▸ **Materials provided**

------------------------------

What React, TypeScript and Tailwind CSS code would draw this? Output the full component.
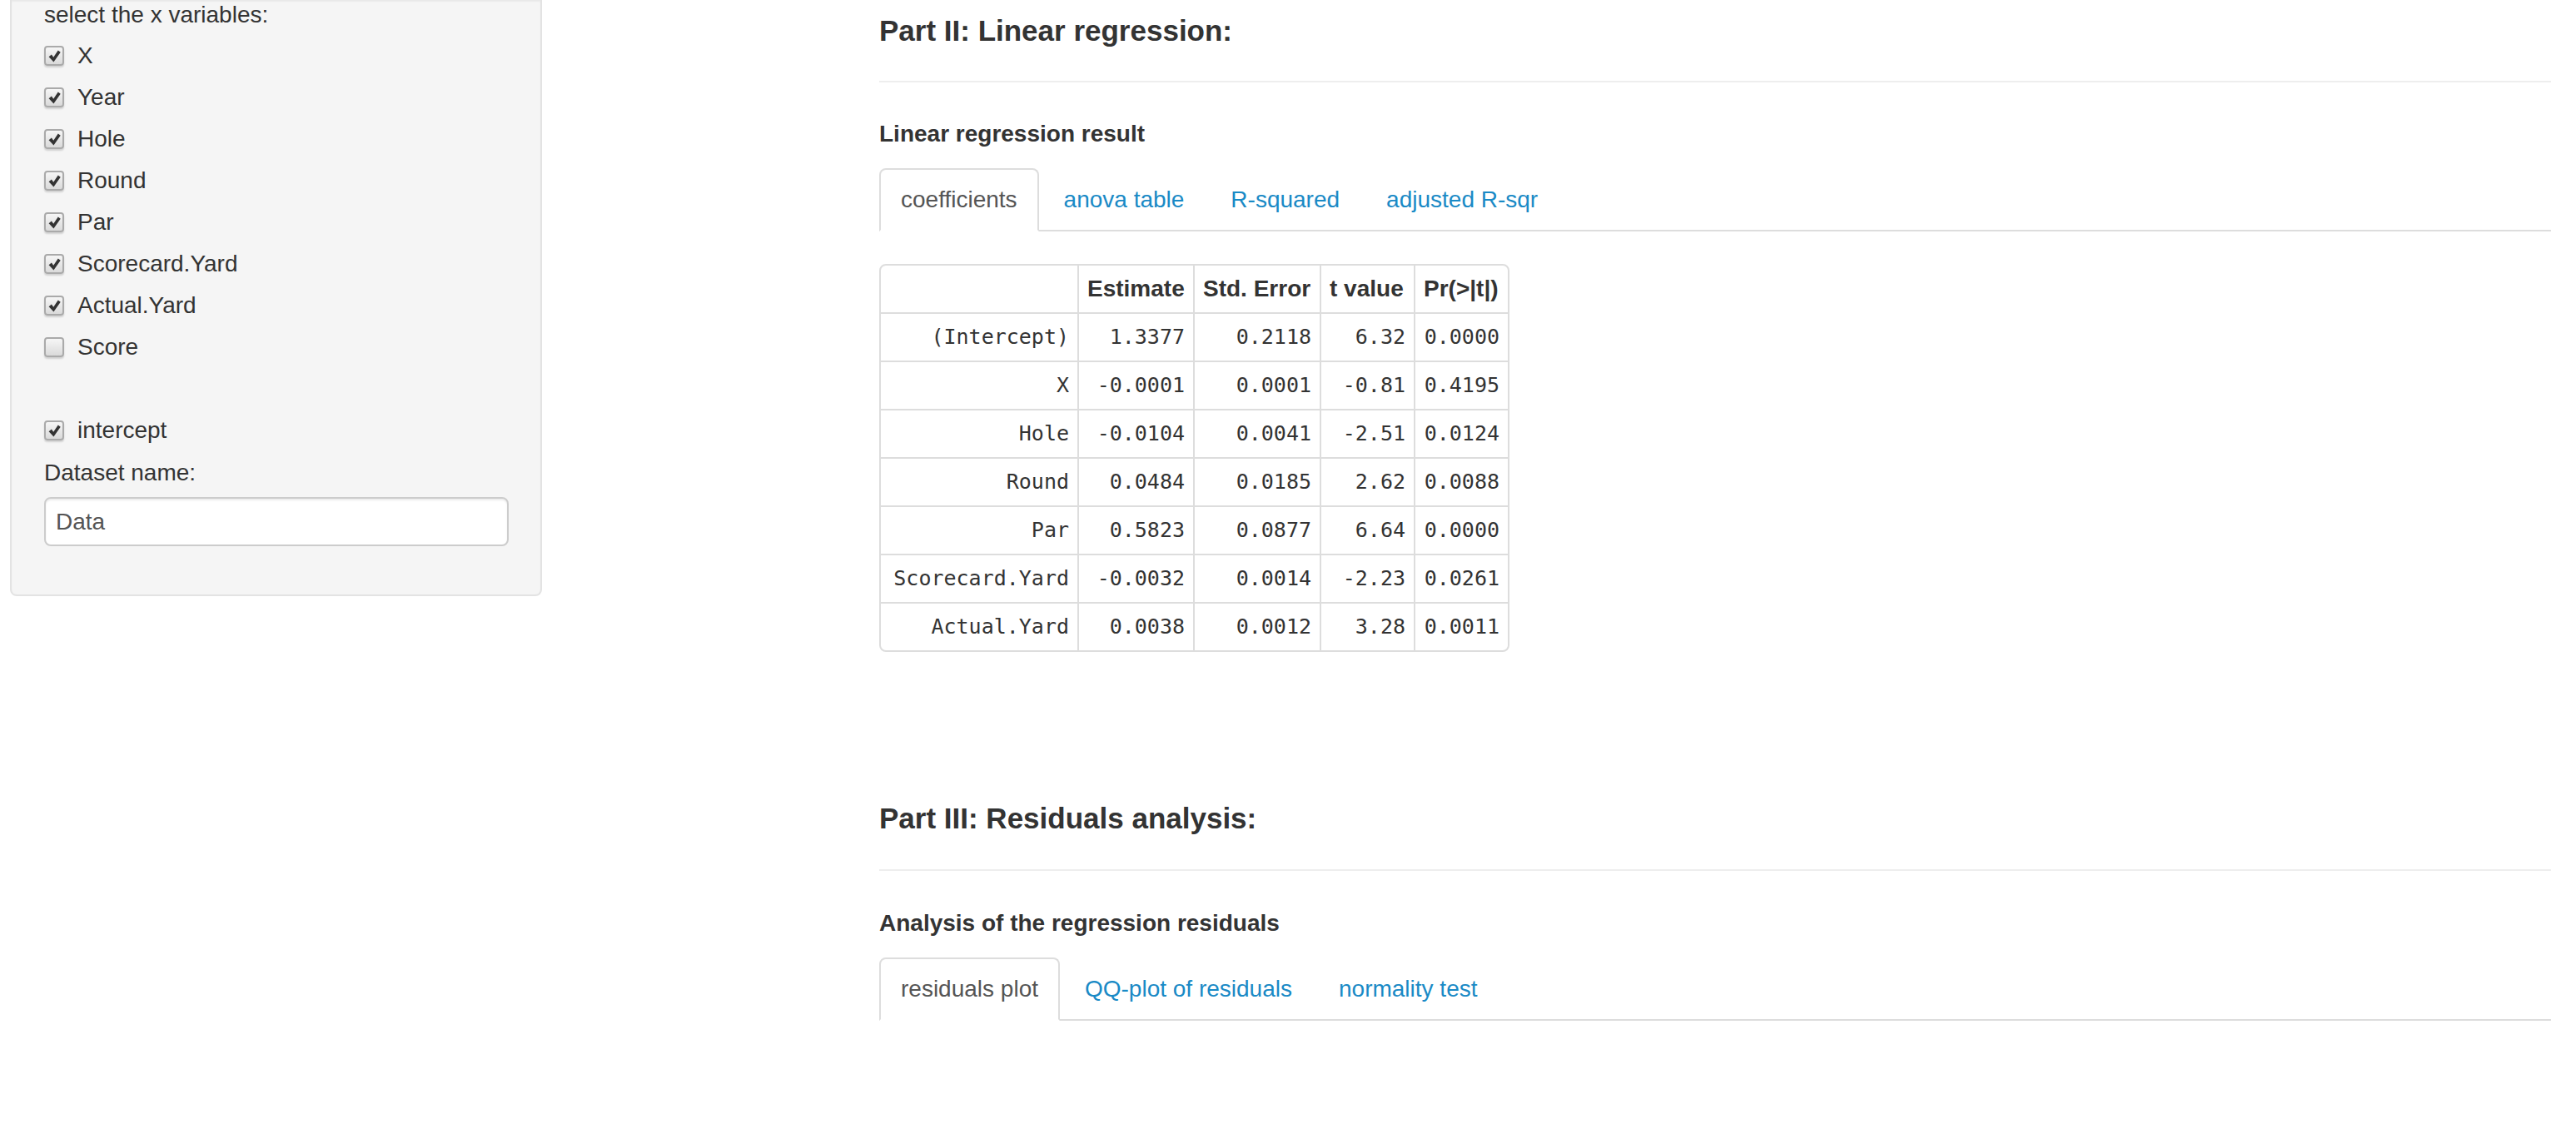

------------------------------

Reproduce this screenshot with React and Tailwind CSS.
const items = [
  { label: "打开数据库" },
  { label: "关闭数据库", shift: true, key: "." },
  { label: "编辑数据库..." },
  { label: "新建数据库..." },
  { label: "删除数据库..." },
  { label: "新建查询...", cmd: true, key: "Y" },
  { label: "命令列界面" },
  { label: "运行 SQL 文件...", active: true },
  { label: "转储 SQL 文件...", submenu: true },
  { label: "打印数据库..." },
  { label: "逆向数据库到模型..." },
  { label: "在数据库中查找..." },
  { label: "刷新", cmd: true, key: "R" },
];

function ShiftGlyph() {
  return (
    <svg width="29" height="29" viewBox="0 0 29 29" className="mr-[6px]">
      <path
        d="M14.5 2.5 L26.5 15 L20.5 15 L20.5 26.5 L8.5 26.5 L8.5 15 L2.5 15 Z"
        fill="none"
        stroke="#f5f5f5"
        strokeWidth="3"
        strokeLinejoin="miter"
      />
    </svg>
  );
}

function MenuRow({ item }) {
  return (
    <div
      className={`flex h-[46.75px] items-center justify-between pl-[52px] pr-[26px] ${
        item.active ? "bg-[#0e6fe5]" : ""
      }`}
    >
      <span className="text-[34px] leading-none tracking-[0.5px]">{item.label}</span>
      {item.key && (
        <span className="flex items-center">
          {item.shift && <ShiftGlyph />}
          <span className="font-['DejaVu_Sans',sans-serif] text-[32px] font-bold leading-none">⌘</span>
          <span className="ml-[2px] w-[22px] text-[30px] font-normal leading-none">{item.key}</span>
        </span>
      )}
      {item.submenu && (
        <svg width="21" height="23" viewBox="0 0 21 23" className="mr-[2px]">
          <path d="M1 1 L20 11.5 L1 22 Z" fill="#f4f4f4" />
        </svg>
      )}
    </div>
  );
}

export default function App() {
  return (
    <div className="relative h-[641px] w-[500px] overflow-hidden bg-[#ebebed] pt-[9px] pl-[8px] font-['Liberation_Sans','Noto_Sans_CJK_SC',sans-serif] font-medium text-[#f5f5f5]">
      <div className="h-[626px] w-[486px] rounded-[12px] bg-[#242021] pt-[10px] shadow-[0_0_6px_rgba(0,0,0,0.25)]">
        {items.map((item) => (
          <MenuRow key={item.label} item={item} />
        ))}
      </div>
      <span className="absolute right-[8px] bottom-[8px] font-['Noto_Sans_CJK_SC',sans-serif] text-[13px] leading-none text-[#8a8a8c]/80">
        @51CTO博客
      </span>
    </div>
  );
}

------------------------------

▸ **Exercise goal**
Copy all lines from the listing that contain "Tailwind".

▸ **Exercise solution**
What React, TypeScript and Tailwind CSS code would draw this? Output the full component.
Reproduce this screenshot with React and Tailwind CSS.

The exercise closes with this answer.